Eine Veranstaltungsteilnehmerin ergänzte, dass gewaltfreie Kommunikation – etwa durch Ich-Botschaften – in konfliktreichen Gesprächen hilfreich sei. Es sei wirkungsvoller, zu sagen "Das macht mich betroffen", als Vorwürfe zu erheben.
Strategien für Schulen: Demokratiebildung und Diskussionskultur
Für Lehrkräfte wurden konkrete Strategien zur Förderung einer demokratischen Diskussionskultur in der Schule angesprochen. Inken Heldt betonte, dass Demokratiebildung bereits in der Grundschule beginnen müsse. Kinder und Jugendliche sollten als urteilsfähige Individuen anerkannt und durch kritisches Hinterfragen von Meinungen und Argumenten zu einer selbstständigen Meinungsbildung angeregt werden. Hierbei sei auch "Gegenfragen" ein hilfreiches Mittel, um Reflexion und Verständnis für andere Perspektiven zu fördern.
Initiativen für Zivilcourage und demokratische Bildung
Aus dem Publikum wurden mehrere lokale Initiativen vorgestellt, die sich der Förderung von Zivilcourage und demokratischer Bildung widmen. Dr. Jens Binner vom Zeitzentrum ZivilCourage und Felix Paul von der Landeskirche Hannover berichteten über ihre Arbeit, die unter anderem Argumentationstraining und Workshops zu Themen wie Rechtsextremismus und Menschenwürde umfasst. Zudem wurde die Website "Love Speech" empfohlen, die zahlreichen Anregungen für wertschätzende Kommunikation bietet.

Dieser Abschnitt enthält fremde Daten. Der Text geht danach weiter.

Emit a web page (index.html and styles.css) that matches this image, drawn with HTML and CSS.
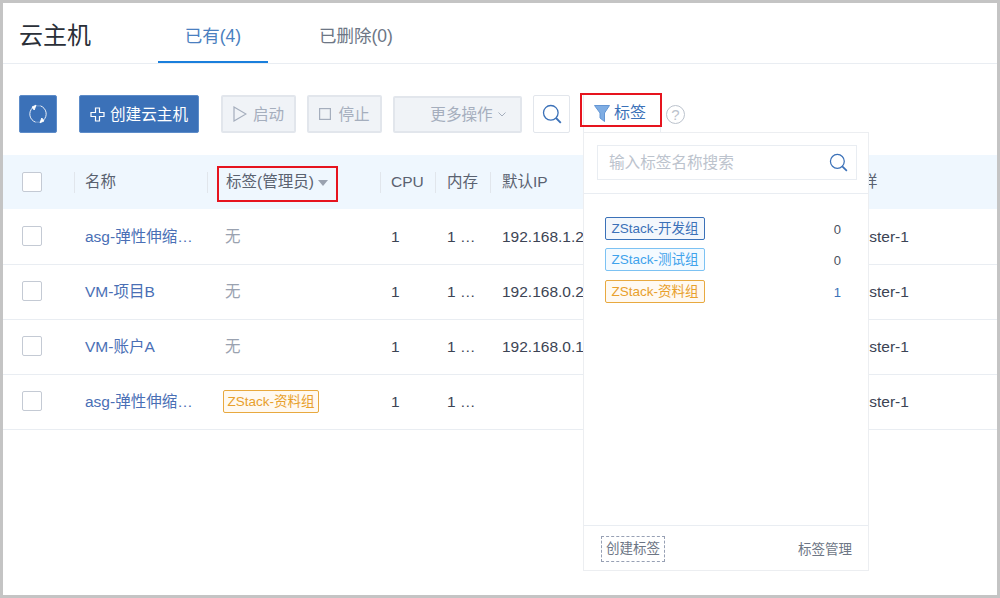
FILE: index.html
```html
<!DOCTYPE html>
<html lang="zh-CN">
<head>
<meta charset="utf-8">
<title>云主机</title>
<link rel="stylesheet" href="styles.css">
</head>
<body>
<div class="frame">
  <header class="head">
    <h1 class="title">云主机</h1>
    <nav class="tabs">
      <a class="tab active">已有(4)</a>
      <a class="tab">已删除(0)</a>
    </nav>
  </header>

  <div class="toolbar">
    <button class="btn primary square" aria-label="刷新">
      <svg width="20" height="20" viewBox="0 0 20 20" fill="none" stroke="#fff" stroke-width=".9"><path d="M4.600 3.800A8.500 8.500 0 0 0 7.500 18.100"/><path d="M15.400 16.200A8.500 8.500 0 0 0 12.500 1.900"/><path d="M8 1.200 4 3 6.200 6z" fill="#fff"/><path d="M12 18.800 16 17 13.800 14z" fill="#fff"/><path d="M8 1.900 12.500 1.900M12 18.100 7.500 18.100" stroke-opacity=".35"/></svg>
    </button>
    <button class="btn primary create">
      <svg width="15" height="15" viewBox="0 0 15 15" fill="none" stroke="#fff" stroke-width="1.200"><path d="M5.500 1h4v4.500H14v4H9.500V14h-4V9.500H1v-4h4.500z"/></svg>
      <span>创建云主机</span>
    </button>
    <button class="btn off start">
      <svg width="14" height="16" viewBox="0 0 14 16" fill="none" stroke="#a5aebd" stroke-width="1.200"><path d="M1 1v14l12-7z"/></svg>
      <span>启动</span>
    </button>
    <button class="btn off stop">
      <svg width="12" height="12" viewBox="0 0 12 12" fill="none" stroke="#a5aebd" stroke-width="1.200"><rect x=".6" y=".6" width="10.800" height="10.800"/></svg>
      <span>停止</span>
    </button>
    <button class="btn off more">
      <span>更多操作</span>
      <svg width="8" height="5" viewBox="0 0 8 5" fill="none" stroke="#a5aebd"><path d="M.5.500 4 4 7.500.500"/></svg>
    </button>
    <button class="btn search" aria-label="搜索">
      <svg width="20" height="20" viewBox="0 0 20 20" fill="none" stroke="#3b71b8" stroke-width="1.300"><circle cx="8.800" cy="8.800" r="7.300"/><path d="m14 14 4.800 4.800" stroke-width="1.800"/></svg>
    </button>
    <div class="tagfilter">
      <button class="tagbtn">
        <svg class="funnel" width="16" height="17" viewBox="0 0 16 17"><path d="M.5.500h15L10.500 8v8.500L6 13V8z" fill="#7fade3" stroke="#6496d4"/></svg>
        <span>标签</span>
      </button>
      <span class="redbox"></span>
      <div class="popup">
        <div class="psearch">
          <div class="pinput">
            <span class="ph">输入标签名称搜索</span>
            <svg width="19" height="19" viewBox="0 0 20 20" fill="none" stroke="#3b71b8" stroke-width="1.300"><circle cx="8.800" cy="8.800" r="7.300"/><path d="m14 14 4.800 4.800" stroke-width="1.800"/></svg>
          </div>
        </div>
        <ul class="plist">
          <li><span class="tag dev">ZStack-开发组</span><span class="count">0</span></li>
          <li><span class="tag test">ZStack-测试组</span><span class="count">0</span></li>
          <li><span class="tag data">ZStack-资料组</span><span class="count one">1</span></li>
        </ul>
        <div class="pfoot">
          <a class="pcreate">创建标签</a>
          <a class="pmanage">标签管理</a>
        </div>
      </div>
    </div>
    <span class="help">?</span>
  </div>

  <div class="table">
    <div class="row hd">
      <div class="cell c0"><span class="cb"></span></div>
      <div class="cell c1 sep">名称</div>
      <div class="cell c2 sep">标签(管理员)<i class="caret"></i><span class="redbox2"></span></div>
      <div class="cell c3 sep">CPU</div>
      <div class="cell c4 sep">内存</div>
      <div class="cell c5 sep">默认IP</div>
      <div class="cell c6 lastcol">详</div>
    </div>
    <div class="row">
      <div class="cell c0"><span class="cb"></span></div>
      <div class="cell c1 link">asg-弹性伸缩…</div>
      <div class="cell c2 none">无</div>
      <div class="cell c3">1</div>
      <div class="cell c4">1 …</div>
      <div class="cell c5">192.168.1.2</div>
      <div class="cell c6">Cluster-1</div>
    </div>
    <div class="row">
      <div class="cell c0"><span class="cb"></span></div>
      <div class="cell c1 link">VM-项目B</div>
      <div class="cell c2 none">无</div>
      <div class="cell c3">1</div>
      <div class="cell c4">1 …</div>
      <div class="cell c5">192.168.0.2</div>
      <div class="cell c6">Cluster-1</div>
    </div>
    <div class="row">
      <div class="cell c0"><span class="cb"></span></div>
      <div class="cell c1 link">VM-账户A</div>
      <div class="cell c2 none">无</div>
      <div class="cell c3">1</div>
      <div class="cell c4">1 …</div>
      <div class="cell c5">192.168.0.1</div>
      <div class="cell c6">Cluster-1</div>
    </div>
    <div class="row">
      <div class="cell c0"><span class="cb"></span></div>
      <div class="cell c1 link">asg-弹性伸缩…</div>
      <div class="cell c2"><span class="tag data rowtag">ZStack-资料组</span></div>
      <div class="cell c3">1</div>
      <div class="cell c4">1 …</div>
      <div class="cell c5"></div>
      <div class="cell c6">Cluster-1</div>
    </div>
  </div>
</div>
</body>
</html>
```

FILE: styles.css
```css
* { box-sizing: border-box; }
html, body { margin: 0; padding: 0; height: 100%; }
body {
  font-family: "Liberation Sans", "Noto Sans CJK SC", sans-serif;
  font-size: 15px;
  color: #3c4454;
  background: #fff;
}
a { cursor: pointer; }
button { font: inherit; }

.frame {
  width: 1000px;
  height: 598px;
  border: 3px solid #c4c4c4;
  background: #fff;
  position: relative;
  overflow: hidden;
}

/* header */
.head {
  height: 61px;
  display: flex;
  align-items: stretch;
  padding-left: 16px;
  border-bottom: 1px solid #e9edf2;
}
.title {
  margin: 15px 0 0;
  font-size: 24px;
  font-weight: 400;
  line-height: 36px;
  color: #2a2f38;
  width: 139px;
}
.tabs { display: flex; gap: 33px; }
.tab {
  width: 110px;
  text-align: center;
  font-size: 17.500px;
  line-height: 20px;
  padding-top: 23px;
  color: #6d7685;
  height: 60px;
}
.tab.active {
  color: #4a7fc0;
  border-bottom: 2px solid #1a7fdc;
}

/* toolbar */
.toolbar {
  display: flex;
  align-items: flex-start;
  padding: 31px 0 0 16px;
  height: 91px;
}
.btn {
  height: 38px;
  border: 1px solid transparent;
  border-radius: 2px;
  display: flex;
  align-items: center;
  justify-content: center;
  padding: 0;
  background: #fff;
  font-size: 15.600px;
}
.btn span { padding-bottom: 3px; }
.primary { background: #3b71b8; border-color: #5d8cc9; color: #fff; }
.square { width: 38px; }
.create { width: 120px; margin-left: 22px; gap: 5px; }
.off { background: #f0f3f7; border-color: #e2e6ec; color: #a5aebd; border-width: 2px; }
.start { width: 75px; margin-left: 22px; gap: 6px; }
.stop { width: 75px; margin-left: 11px; gap: 7px; }
.more { width: 129px; margin-left: 11px; gap: 5px; padding-left: 21px; margin-top: 1px; height: 37px; }
.search { width: 37px; margin-left: 11px; border: 1px solid #e2e6ec; }
.tagfilter { position: relative; margin-left: 13px; width: 78px; }
.tagbtn {
  width: 78px;
  height: 38px;
  background: #fff;
  border: 1px solid #e9edf2;
  border-width: 0 1px;
  color: #3b71b8;
  font-size: 16px;
  display: flex;
  align-items: center;
  justify-content: center;
  gap: 4px;
  padding: 0 4px 5px 0;
}
.tagbtn span { padding-bottom: 1px; }
.funnel { margin-top: 3px; }
.redbox {
  position: absolute;
  left: -3px;
  top: -2px;
  width: 82px;
  height: 34px;
  border: 2px solid #e6141e;
  pointer-events: none;
}
.help {
  margin: 10px 0 0 5px;
  width: 19px;
  height: 19px;
  border: 1px solid #bcc3cd;
  border-radius: 50%;
  color: #bcc3cd;
  font-size: 15px;
  line-height: 17px;
  text-align: center;
}

/* popup */
.popup {
  position: absolute;
  z-index: 5;
  left: 0;
  top: 37px;
  width: 286px;
  height: 439px;
  background: #fff;
  border: 1px solid #eceef1;
  display: flex;
  flex-direction: column;
}
.psearch {
  padding: 12px 11px 13px 13px;
  border-bottom: 1px solid #e9edf2;
  height: 61px;
}
.pinput {
  height: 35px;
  border: 1px solid #e9edf2;
  display: flex;
  align-items: center;
  justify-content: space-between;
  padding: 0 8px 0 11px;
}
.ph { color: #bcc3cd; font-size: 15.600px; padding-bottom: 3px; }
.plist {
  list-style: none;
  margin: 0;
  padding: 23px 21px 0;
  flex: 1;
  display: flex;
  flex-direction: column;
  gap: 9.500px;
}
.plist li {
  display: flex;
  justify-content: space-between;
  align-items: center;
  height: 22px;
}
.tag {
  display: inline-block;
  width: 100px;
  height: 23px;
  line-height: 21px;
  border: 1px solid;
  border-radius: 2px;
  font-size: 13.500px;
  text-align: center;
  white-space: nowrap;
}
.dev { color: #3b71b8; border-color: #3b71b8; background: #f3f7fc; }
.test { color: #3fa3ec; border-color: #7cc2f3; background: #f4faff; }
.data { color: #e8a02c; border-color: #e8a93f; background: #fff9f1; }
.count { font-size: 13px; color: #4a5260; margin-right: 6px; padding-top: 2px; }
.count.one { color: #3b71b8; }
.pfoot {
  height: 45px;
  border-top: 1px solid #e9edf2;
  display: flex;
  align-items: center;
  justify-content: space-between;
  padding: 1px 16px 0 17px;
  font-size: 13.500px;
  color: #6d7685;
}
.pcreate {
  width: 64px;
  height: 26px;
  line-height: 24px;
  text-align: center;
  border: 1px dashed #97a0b4;
}
.pmanage { padding-bottom: 2px; }

/* table */
.table { width: 100%; }
.row {
  display: grid;
  grid-template-columns: 71px 133px 173px 55px 55px 345px 1fr;
  height: 55px;
  align-items: center;
  border-bottom: 1px solid #e9edf2;
  color: #3c4454;
}
.row.hd {
  height: 54px;
  margin-bottom: 1px;
  background: #eff7fe;
  border-bottom: 0;
  color: #5a6270;
}
.cell {
  position: relative;
  white-space: nowrap;
  padding: 0 0 1px 11px;
  font-size: 15.500px;
  line-height: 22px;
}
.c0 { padding: 0 0 2px 19px; display: flex; }
.hd .c0 { padding-bottom: 0; }
.c2 { padding-left: 18px; }
.hd .c2 { padding-left: 19px; }
.c4, .c5 { padding-left: 12px; }
.lastcol { padding-left: 27px; }
.sep::before {
  content: "";
  position: absolute;
  left: 0;
  top: 1px;
  bottom: 1px;
  width: 1px;
  background: #e1e6ec;
}
.cb {
  width: 20px;
  height: 20px;
  border: 1px solid #c4cad4;
  border-radius: 2px;
  background: #fff;
}
.link { color: #4a6fb5; }
.none { color: #9aa2b0; }
.rowtag { width: 96px; margin-left: -2px; display: block; }
.caret {
  display: inline-block;
  margin-left: 4px;
  vertical-align: 1px;
  border: 5px solid transparent;
  border-top: 6px solid #9aa2b0;
  border-bottom: 0;
}
.redbox2 {
  position: absolute;
  left: 10px;
  top: -5px;
  width: 121px;
  height: 36px;
  border: 2px solid #e6141e;
  pointer-events: none;
}
```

Fazit: Demokratie stärken durch Dialog
Die Veranstaltung verdeutlichte, wie wichtig es ist, in Zeiten zunehmender Polarisierung den Dialog wiederaufzunehmen oder aufrechtzuerhalten, um die Gesellschaft zu stärken. Expert:innen und das Publikum waren sich einig, dass kontinuierliche Anstrengungen notwendig sind, um Demokratie lebendig zu halten. Es gilt, die Gesellschaft nicht nur zu verstehen, sondern aktiv mitzugestalten.